Good morning, Spartans. I sometimes try to mix up open thread topics, so we don’t get too monofocused on Trump and politics. I’ve been watching the weather situation in California with considerable interest, as the effects of their drought have been making the national news for the past several years. And it’s also been interesting just how quickly the drought unraveled, taking the state from dry to sodden:
San Francisco’s total rainfall surpassed normal for a full season as of 5 a.m. Monday.
Average rainfall for a season, running October 1 to September 31, is 23.65 inches.
S.F. had seen 24.38 inches as of this morning. The total reached this benchmark after a moisture-packed storm driven by an atmospheric river walloped Northern California. The City by the Bay received nearly an inch in 24 hours.
It’s nearly impossible to exaggerate this milestone after five seasons marked by drought and below-average rainfall.
“We haven’t even reached rainfall in an entire season in five years,” said Jan Null, a meteorologist with Golden Gate Weather Services. “The fact that we’ve gotten there in the middle of February is noteworthy.”
A series of weather systems known as atmospheric rivers have blasted Northern California since the start of the year, resulting in impressive rainfall totals around the Bay Area.
One of the reasons I find the situation in California so interesting is because it is a mirror image of the Texas flooding from 2015. For those that remember, Texas was under a similar nasty drought, which was also ended very abruptly with ultra-heavy rainfall. This 2015 article from Wired lays it out:
Texas really can’t seem to catch a break. A month ago, the Lone Star state was in the middle of a dry emergency: Its reservoirs were draining, its depleted aquifers were sucking in the earth above. As of Wednesday, though, the state is saturated. Four weeks of dousing storms have swept away property, roads, lives, and prompted governor Greg Abbott to declare 37 counties as disaster areas.
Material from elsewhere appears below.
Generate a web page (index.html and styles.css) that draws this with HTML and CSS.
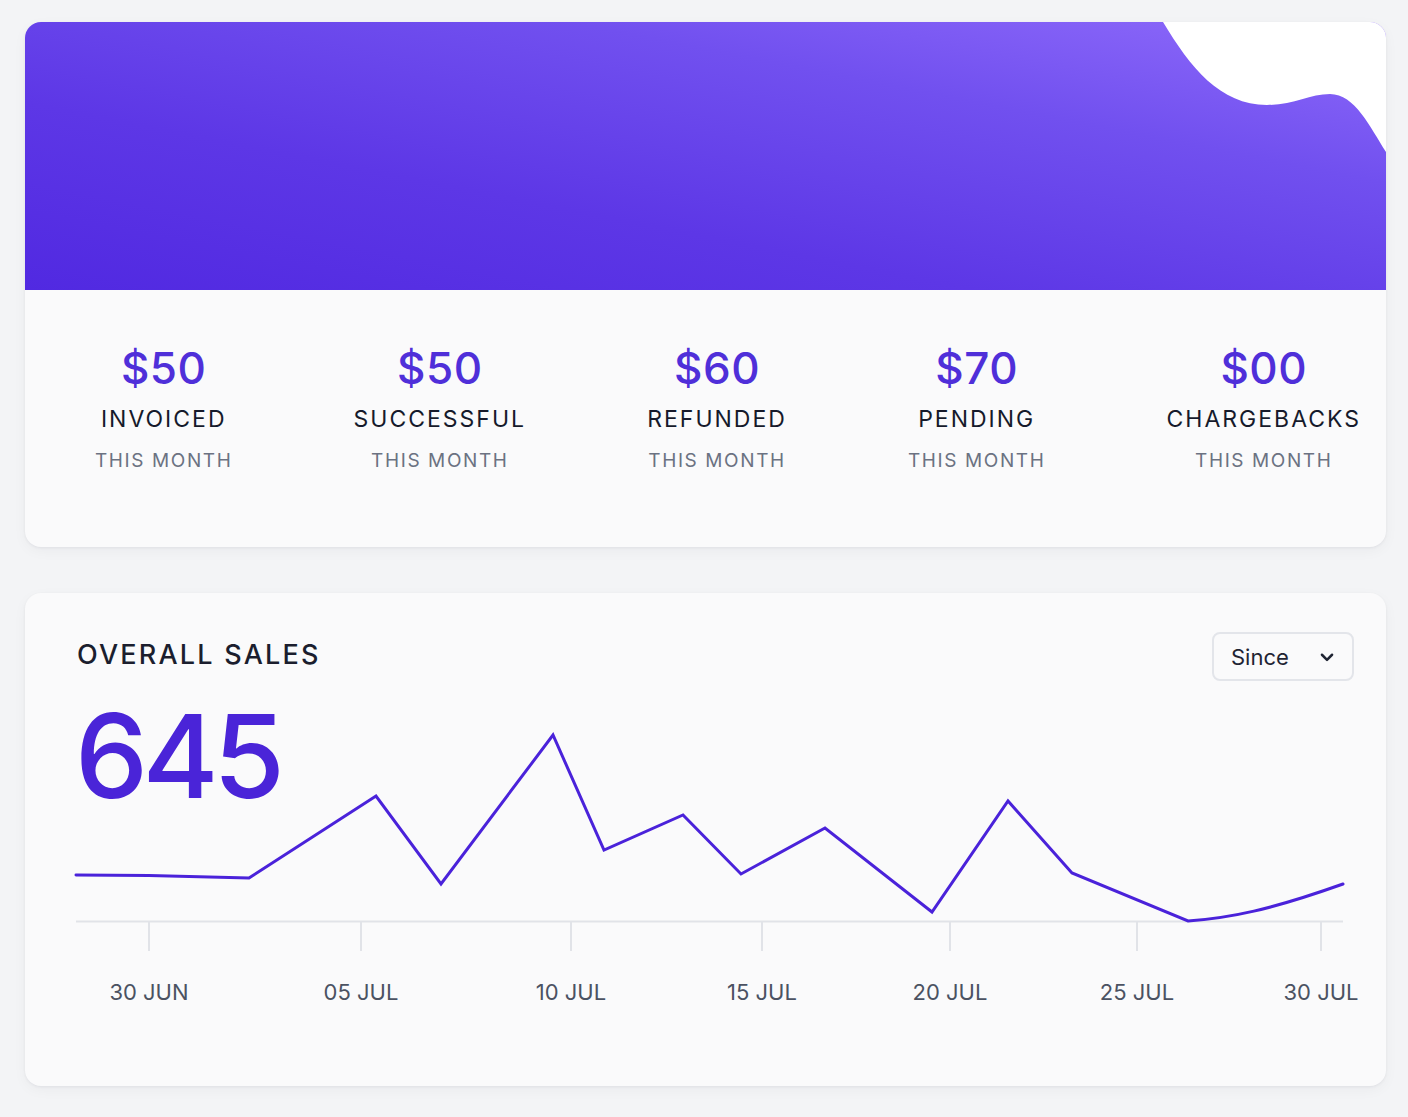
FILE: index.html
```html
<!DOCTYPE html>
<html lang="en">
<head>
<meta charset="utf-8">
<title>Dashboard</title>
<link rel="stylesheet" href="styles.css">
</head>
<body>
<main class="page">
  <section class="card summary">
    <div class="hero">
      <svg class="wave" viewBox="0 0 1361 268" preserveAspectRatio="none" aria-hidden="true">
        <path d="M1138,0 C1165,45 1195,83 1242,83 C1268,83 1285,72 1305,72 C1330,72 1345,105 1361,130 L1361,0 Z" fill="#ffffff"/>
      </svg>
    </div>
    <div class="stats">
      <div class="stat"><div class="value">$50</div><div class="label">INVOICED</div><div class="sub">THIS MONTH</div></div>
      <div class="stat"><div class="value">$50</div><div class="label">SUCCESSFUL</div><div class="sub">THIS MONTH</div></div>
      <div class="stat"><div class="value">$60</div><div class="label">REFUNDED</div><div class="sub">THIS MONTH</div></div>
      <div class="stat"><div class="value">$70</div><div class="label">PENDING</div><div class="sub">THIS MONTH</div></div>
      <div class="stat"><div class="value">$00</div><div class="label">CHARGEBACKS</div><div class="sub">THIS MONTH</div></div>
    </div>
  </section>

  <section class="card sales">
    <div class="sales-head">
      <h2 class="sales-title">OVERALL SALES</h2>
      <button class="select" type="button">
        <span>Since</span>
        <svg class="chev" viewBox="0 0 16 16" aria-hidden="true"><path d="M3.5 6 L8 10.5 L12.5 6" fill="none" stroke="#1f2433" stroke-width="2.2" stroke-linecap="round" stroke-linejoin="round"/></svg>
      </button>
    </div>
    <div class="sales-body">
      <div class="total">645</div>
      <svg class="chart" viewBox="0 0 1361 320" aria-hidden="false">
        <g transform="translate(-25,-700)">
          <line x1="76" y1="921.5" x2="1343" y2="921.5" stroke="#e1e3e8" stroke-width="2"/>
          <g stroke="#e1e3e8" stroke-width="2">
            <line x1="149" y1="922" x2="149" y2="951"/>
            <line x1="361" y1="922" x2="361" y2="951"/>
            <line x1="571" y1="922" x2="571" y2="951"/>
            <line x1="762" y1="922" x2="762" y2="951"/>
            <line x1="950" y1="922" x2="950" y2="951"/>
            <line x1="1137" y1="922" x2="1137" y2="951"/>
            <line x1="1321" y1="922" x2="1321" y2="951"/>
          </g>
          <path d="M76,875 L149,875.5 L249,878 L376,796 L441,884 L553,735 L604,850 L683,815 L741,874 L825,828 L932,912 L1008,801 L1072,873 L1188,921 C1230,918 1270,910 1343,884" fill="none" stroke="#4a22da" stroke-width="3" stroke-linejoin="miter" stroke-linecap="round"/>
          <g class="ticks" fill="#4b5262" text-anchor="middle">
            <text x="149" y="1000">30 JUN</text>
            <text x="361" y="1000">05 JUL</text>
            <text x="571" y="1000">10 JUL</text>
            <text x="762" y="1000">15 JUL</text>
            <text x="950" y="1000">20 JUL</text>
            <text x="1137" y="1000">25 JUL</text>
            <text x="1321" y="1000">30 JUL</text>
          </g>
        </g>
      </svg>
    </div>
  </section>
</main>
</body>
</html>
```

FILE: styles.css
```css
* { box-sizing: border-box; }

html, body {
  margin: 0;
  padding: 0;
  background: #f3f4f6;
  font-family: Inter, "Noto Sans", "Liberation Sans", sans-serif;
}

.page {
  padding: 22px 22px 31px 25px;
  display: flex;
  flex-direction: column;
  gap: 46px;
}

.card {
  background: #fafafb;
  border-radius: 16px;
  box-shadow: 0 1px 3px rgba(20, 24, 40, 0.06), 0 4px 14px rgba(20, 24, 40, 0.04);
  overflow: hidden;
}

.hero {
  height: 268px;
  background: linear-gradient(to top right, #5129e1 0%, #5d37e6 35%, #7150ef 70%, #8f6bfb 100%);
  position: relative;
}

.wave {
  position: absolute;
  inset: 0;
  width: 100%;
  height: 100%;
  display: block;
}

.stats {
  display: flex;
  justify-content: space-between;
  padding: 50px 25px 72px 70px;
}

.stat {
  display: flex;
  flex-direction: column;
  align-items: center;
  text-align: center;
}

.value {
  font-size: 44px;
  line-height: 56px;
  font-weight: 500;
  color: #4f2fd9;
  letter-spacing: 0.5px;
}

.label {
  font-size: 23px;
  line-height: 30px;
  font-weight: 400;
  color: #161a2b;
  letter-spacing: 2px;
  margin-top: 8px;
}

.sub {
  font-size: 19px;
  line-height: 28px;
  color: #6b7282;
  letter-spacing: 1.6px;
  margin-top: 13px;
}

.sales {
  padding: 39px 32px 0 0;
  height: 493px;
}

.sales-head {
  display: flex;
  align-items: center;
  justify-content: space-between;
  padding-left: 52px;
}

.sales-title {
  margin: 0;
  font-size: 27px;
  line-height: 32px;
  font-weight: 500;
  color: #1b1e2e;
  letter-spacing: 2.2px;
  margin-top: -4px;
}

.select {
  width: 142px;
  height: 49px;
  border: 2px solid #e3e5ea;
  border-radius: 8px;
  background: #fafafb;
  display: flex;
  align-items: center;
  justify-content: space-between;
  padding: 0 16px 0 17px;
  font-family: inherit;
  font-size: 22px;
  color: #1f2433;
}

.chev {
  width: 18px;
  height: 18px;
}

.sales-body {
  display: grid;
  margin-top: 19px;
  margin-right: -32px;
}

.sales-body > * {
  grid-area: 1 / 1;
}

.total {
  font-size: 116px;
  line-height: 1;
  font-weight: 500;
  color: #4a24d8;
  letter-spacing: -5.5px;
  padding-left: 50px;
  margin-top: -2px;
  align-self: start;
}

.chart {
  width: 1361px;
  height: 320px;
  display: block;
}

.ticks {
  font-family: Inter, "Noto Sans", "Liberation Sans", sans-serif;
  font-size: 22px;
}
```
The devastation caused by these floods is heart-wrenching. But you could consider Texas’ weather whiplash to be a good thing: These dousing storms, which seem more and more like the consequence of a strengthening El Niño, have brought an end to a four-year water shortage. Just how much of a silver lining these floods are creating, though, depends on the particular geography of Texas’ different regions—it is a gigantic place, y’all. And the land’s composition also plays a crucial role in just how bad the flooding has gotten.
There is a particularly funny line near the end of the article:
So, could other states benefit from a big drought-busting, El Niño driven megastorm? Not quite. “If you had rain like this in California I’d call it a wet drought,” says Kaiser. For one, California gets most of its water from snow stored in the mountains. And most of its reservoirs are in the northern part of the state. If Texas-style floods did hit, they’d come south, wash out places like LA and San Diego, then run off to sea with little catchment.